Fehmi Koru: CB Erdoğan emeklilere ‘‘Size ikramiye yok’’ derken gerekçesi doğru, ancak muhatabı emekliler olmamalıydı

Fehmi Koru*

Şiarımız eskiden beri ‘doğruya doğru’ oldu; herhangi bir konuda birinin ağzından doğru olduğunu düşündüğüm bir tespit çıktığını işitirsem, kime ait olduğuna bakmaksızın, o sözlerin doğruluğunu tasdik ve söyleyeni tebrik ederim.

Dün son zamanların en doğru ekonomik tespiti -biraz uzunca olacak ama- şu cümlelerde karşıma çıktı:

‘‘En düşüğü 10 bin lira olan emekli maaşı, ömrünü kendisinin ve ailesinin geçimi için harcamış vatandaşlarımız için yeterli mi? Elbette değil. Peki, emekli maaşlarını arzu ettiğimiz düzeye nasıl yükselteceğiz? Devlet ve millet olarak daha fazla çalışacak, daha çok gelir elde edecek, ortaya çıkan kazançtan da emeklilerimize hak ettikleri parayı vereceğiz. Şimdi birileri çıkıyor, ‘Emekli maaşlarına 7 bin lira, 10 bin lira seyyanen ekleyelim’ diyerek kendi akıllarınca emeklilerimizi tahrik ediyor. Bakınız, bizim ülkemizde hâlihazırda 16 milyon emeklimiz var. Emekli maaşlarına 7 bin lira eklemek demek bütçeden yaklaşık 1,4 trilyon liralık, 10 bin lira eklemek demek 1,9 trilyon liralık bir kaynağı buraya aktarmak demektir. (..) Yani, 2024 yılı boyunca ülkemizde tek çivi çakmasak, tüm yatırım bütçesini buraya aktarsak bile bu gideri karşılamaya yetmiyor.’’

Bu tespiti AK Parti genel başkanı da olan Cumhurbaşkanı Tayyip Erdoğan, 160 bin emeklinin yaşadığı Kütahya’da yaptı.

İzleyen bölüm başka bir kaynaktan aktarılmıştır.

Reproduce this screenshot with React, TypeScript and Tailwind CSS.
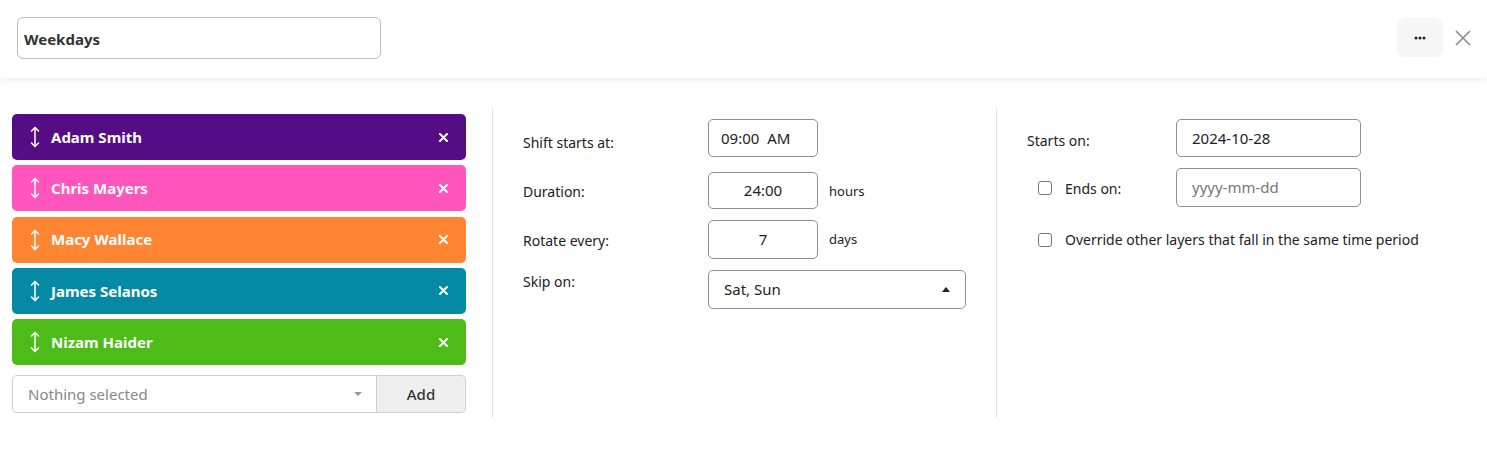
import React from "react";

const people = [
  { name: "Adam Smith", color: "bg-[#560c85]" },
  { name: "Chris Mayers", color: "bg-[#ff55bd]" },
  { name: "Macy Wallace", color: "bg-[#ff8533]" },
  { name: "James Selanos", color: "bg-[#048aa4]" },
  { name: "Nizam Haider", color: "bg-[#4dbb18]" },
];

function UpDown() {
  return (
    <svg width="10" height="22" viewBox="0 0 10 22" fill="none" stroke="white" strokeWidth="1.5" strokeLinecap="round" strokeLinejoin="round">
      <path d="M5 1.5 V20.5" />
      <path d="M1.5 5 L5 1.5 L8.5 5" />
      <path d="M1.5 17 L5 20.5 L8.5 17" />
    </svg>
  );
}

function SmallX() {
  return (
    <svg width="9" height="9" viewBox="0 0 9 9" stroke="white" strokeWidth="2" strokeLinecap="round">
      <path d="M1 1 L8 8 M8 1 L1 8" />
    </svg>
  );
}

function Checkbox() {
  return <span className="inline-block w-[14px] h-[14px] border border-[#767676] rounded-[3px] bg-white" />;
}

export default function App() {
  return (
    <div className="w-[1487px] h-[452px] bg-white text-[#222] overflow-hidden" style={{ fontFamily: '"Noto Sans", sans-serif' }}>
      {/* header */}
      <div className="h-[78px] flex items-start justify-between pl-[17px] pr-[16px] pt-[17px] shadow-[0_3px_6px_rgba(0,0,0,0.06)] relative">
        <div className="w-[364px] h-[42px] border border-[#bdbdbd] rounded-[6px] flex items-center px-[6px] pt-[2px] text-[15px] font-bold text-[#333]">
          Weekdays
        </div>
        <div className="flex items-center gap-[12px] pt-[1px]">
          <div className="w-[46px] h-[39px] rounded-[8px] bg-[#f6f6f6] flex items-center justify-center">
            <svg width="12" height="4" viewBox="0 0 12 4" fill="#222">
              <circle cx="2" cy="2" r="1.5" />
              <circle cx="6" cy="2" r="1.5" />
              <circle cx="10" cy="2" r="1.5" />
            </svg>
          </div>
          <svg width="16" height="16" viewBox="0 0 16 16" stroke="#8a8a8a" strokeWidth="1.6">
            <path d="M1 1 L15 15 M15 1 L1 15" />
          </svg>
        </div>
      </div>

      {/* body */}
      <div className="flex pl-[12px] pt-[30px]">
        {/* left */}
        <div className="w-[454px] pt-[6px] flex flex-col gap-[5.25px]">
          {people.map((p) => (
            <div key={p.name} className={`${p.color} h-[46px] rounded-[5px] flex items-center pl-[18px] pr-[18px] text-white`}>
              <UpDown />
              <span className="ml-[11px] text-[15px] font-bold flex-1">{p.name}</span>
              <SmallX />
            </div>
          ))}
          <div className="flex mt-[4.75px] h-[38px]">
            <div className="flex-1 border border-[#d0d0d0] rounded-l-[5px] flex items-center pl-[15px] pr-[14px] text-[15px] text-[#888]">
              <span className="flex-1">Nothing selected</span>
              <span className="w-0 h-0 border-l-[4px] border-r-[4px] border-t-[4px] border-l-transparent border-r-transparent border-t-[#999]" />
            </div>
            <div className="w-[89px] bg-[#efefef] border border-l-0 border-[#d0d0d0] rounded-r-[5px] flex items-center justify-center text-[15px] font-medium text-[#333]">
              Add
            </div>
          </div>
        </div>

        {/* middle */}
        <div className="ml-[26px] w-[504px] h-[310px] border-l border-[#e2e2e2] pl-[30px] pt-[11px] flex flex-col text-[14px]">
          <div className="flex items-center h-[38px]">
            <span className="w-[185px] pt-[8px]">Shift starts at:</span>
            <div className="w-[110px] h-[38px] border border-[#8f8f8f] rounded-[5px] flex items-center pl-[12px] text-[15px]">09:00&nbsp; AM</div>
          </div>
          <div className="flex items-center h-[37px] mt-[15px]">
            <span className="w-[185px] pt-[2px]">Duration:</span>
            <div className="w-[110px] h-[37px] border border-[#8f8f8f] rounded-[5px] flex items-center justify-center text-[15px]">24:00</div>
            <span className="ml-[11px] text-[13px] pt-[3px]">hours</span>
          </div>
          <div className="flex items-center h-[39px] mt-[11px]">
            <span className="w-[185px] pt-[2px]">Rotate every:</span>
            <div className="w-[110px] h-[39px] border border-[#8f8f8f] rounded-[5px] flex items-center justify-center text-[15px]">7</div>
            <span className="ml-[11px] text-[13px]">days</span>
          </div>
          <div className="flex items-start mt-[11px]">
            <span className="w-[185px] pt-[1px]">Skip on:</span>
            <div className="w-[258px] h-[39px] border border-[#8f8f8f] rounded-[5px] flex items-center pl-[15px] pr-[15px] text-[15px]">
              <span className="flex-1">Sat, Sun</span>
              <span className="w-0 h-0 border-l-[4px] border-r-[4px] border-b-[5px] border-l-transparent border-r-transparent border-b-[#222]" />
            </div>
          </div>
        </div>

        {/* right */}
        <div className="w-[491px] h-[310px] border-l border-[#e2e2e2] pl-[30px] pt-[11px] text-[14px]">
          <div className="flex items-center h-[38px]">
            <span className="w-[149px] pt-[4px]">Starts on:</span>
            <div className="w-[185px] h-[38px] border border-[#8f8f8f] rounded-[5px] flex items-center pl-[15px] text-[15px]">2024-10-28</div>
          </div>
          <div className="flex items-center h-[39px] mt-[11px]">
            <div className="w-[149px] flex items-center pl-[11px]">
              <Checkbox />
              <span className="ml-[13px] pt-[1px]">Ends on:</span>
            </div>
            <div className="w-[185px] h-[39px] border border-[#8f8f8f] rounded-[5px] flex items-center pl-[15px] text-[15px] text-[#777]">yyyy-mm-dd</div>
          </div>
          <div className="flex items-center mt-[22px] pl-[11px]">
            <Checkbox />
            <span className="ml-[13px]">Override other layers that fall in the same time period</span>
          </div>
        </div>
      </div>
    </div>
  );
}
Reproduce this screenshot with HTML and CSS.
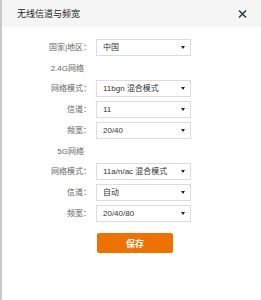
FILE: index.html
```html
<!DOCTYPE html>
<html>
<head>
  <meta charset="utf-8">
  <title>无线信道与频宽</title>
  <link rel="stylesheet" href="styles.css">
</head>
<body>
  <div class="dialog">
    <header class="dialog-head">
      <h1>无线信道与频宽</h1>
      <svg class="close" width="9" height="8" viewBox="0 0 9 8">
        <path d="M1 0.5 L8 7.5 M8 0.5 L1 7.5" stroke="#2f3b4a" stroke-width="1.5" fill="none"/>
      </svg>
    </header>

    <form class="dialog-body">
      <div class="row">
        <label>国家|地区：</label>
        <div class="select"><select><option>中国</option></select></div>
      </div>

      <div class="section">2.4G网络</div>
      <div class="row">
        <label>网络模式：</label>
        <div class="select"><select><option>11bgn 混合模式</option></select></div>
      </div>
      <div class="row">
        <label>信道：</label>
        <div class="select"><select><option>11</option></select></div>
      </div>
      <div class="row">
        <label>频宽：</label>
        <div class="select"><select><option>20/40</option></select></div>
      </div>

      <div class="section">5G网络</div>
      <div class="row">
        <label>网络模式：</label>
        <div class="select"><select><option>11a/n/ac 混合模式</option></select></div>
      </div>
      <div class="row">
        <label>信道：</label>
        <div class="select"><select><option>自动</option></select></div>
      </div>
      <div class="row">
        <label>频宽：</label>
        <div class="select"><select><option>20/40/80</option></select></div>
      </div>

      <button type="button" class="save-btn">保存</button>
    </form>
  </div>
</body>
</html>
```

FILE: styles.css
```css
body {
  margin: 0;
  font-family: "Liberation Sans", "Noto Sans CJK SC", sans-serif;
  background: #fff;
}

.dialog {
  min-height: 300px;
  border-left: 2px solid #c9c9c9;
  box-sizing: border-box;
}

.dialog-head {
  height: 27px;
  box-sizing: border-box;
  display: flex;
  align-items: center;
  justify-content: space-between;
  padding: 0 14px 0 15px;
  background: #f5f5f5;
}

.dialog-head h1 {
  margin: 0;
  font-size: 9px;
  line-height: 12px;
  font-weight: normal;
  color: #222;
}

.close {
  display: block;
}

.dialog-body {
  padding-top: 12px;
}

.row {
  display: flex;
  align-items: center;
  height: 17px;
  margin-bottom: 4px;
}

.row label {
  width: 89px;
  text-align: right;
  font-size: 8px;
  line-height: 17px;
  color: #666;
  margin-right: 5px;
  white-space: nowrap;
}

.select {
  position: relative;
  width: 95px;
  height: 17px;
}

.select select {
  appearance: none;
  -webkit-appearance: none;
  display: block;
  width: 100%;
  height: 100%;
  margin: 0;
  padding: 0 0 0 6px;
  border: 1px solid #dcdcdc;
  border-radius: 0;
  background: #fff;
  font-family: "Liberation Sans", "Noto Sans CJK SC", sans-serif;
  font-size: 8px;
  color: #333;
  box-sizing: border-box;
  outline: none;
}

.select::after {
  content: "";
  position: absolute;
  right: 6px;
  top: 7px;
  border-left: 2px solid transparent;
  border-right: 2px solid transparent;
  border-top: 3px solid #222;
  pointer-events: none;
}

.section {
  margin: 7px 0 5px 0;
  width: 82px;
  text-align: right;
  line-height: 12px;
  font-size: 8px;
  color: #666;
}

.save-btn {
  display: block;
  margin: 11px 0 0 95px;
  width: 76px;
  height: 20px;
  border: none;
  border-radius: 2px;
  background: #ee7203;
  color: #fff;
  font-family: "Liberation Sans", "Noto Sans CJK SC", sans-serif;
  font-size: 9px;
  font-weight: bold;
  cursor: pointer;
}
```
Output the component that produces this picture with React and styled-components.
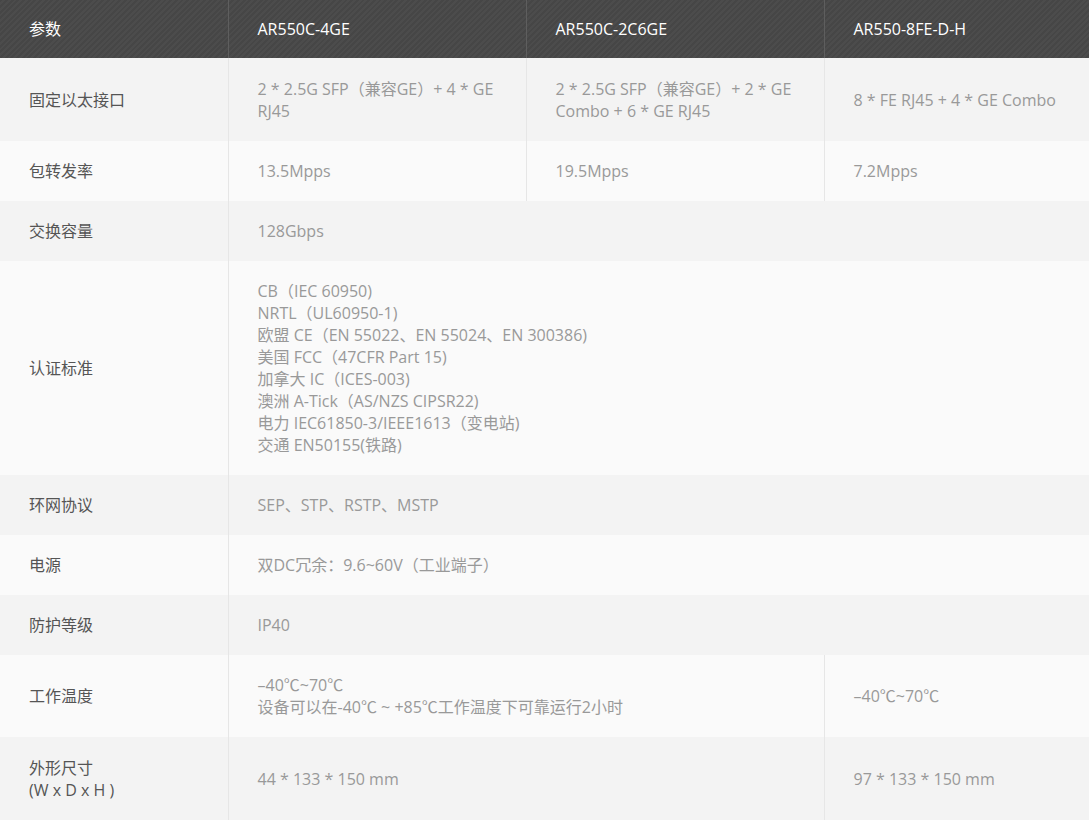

Ülkemizde 16 milyon emekli var. Geçen yıla kadar bu rakam 13 milyonun altındaydı; Yıllarca direndiği genç yaşta emeklilik hakkı kazanmak isteyenlerin oluşturduğu itirazcıların taleplerini karşılama kararı almasıyla, 3 milyon yeni emekliyi zaten kalabalık olan kitleye Cumhurbaşkanı Erdoğan katmıştı.

Nüfusun 85 milyon olduğunu düşünürsek, o rakamın içerisinde 16 milyonluk emekli kitlesi hayli yüklü.

Dediği gibi Cumhurbaşkanı Erdoğan’ın, birilerine bir defaya mahsus bile olsa 10 bin TL ikramiye sunmak, bütçeye hayli ağır bir yük getirir.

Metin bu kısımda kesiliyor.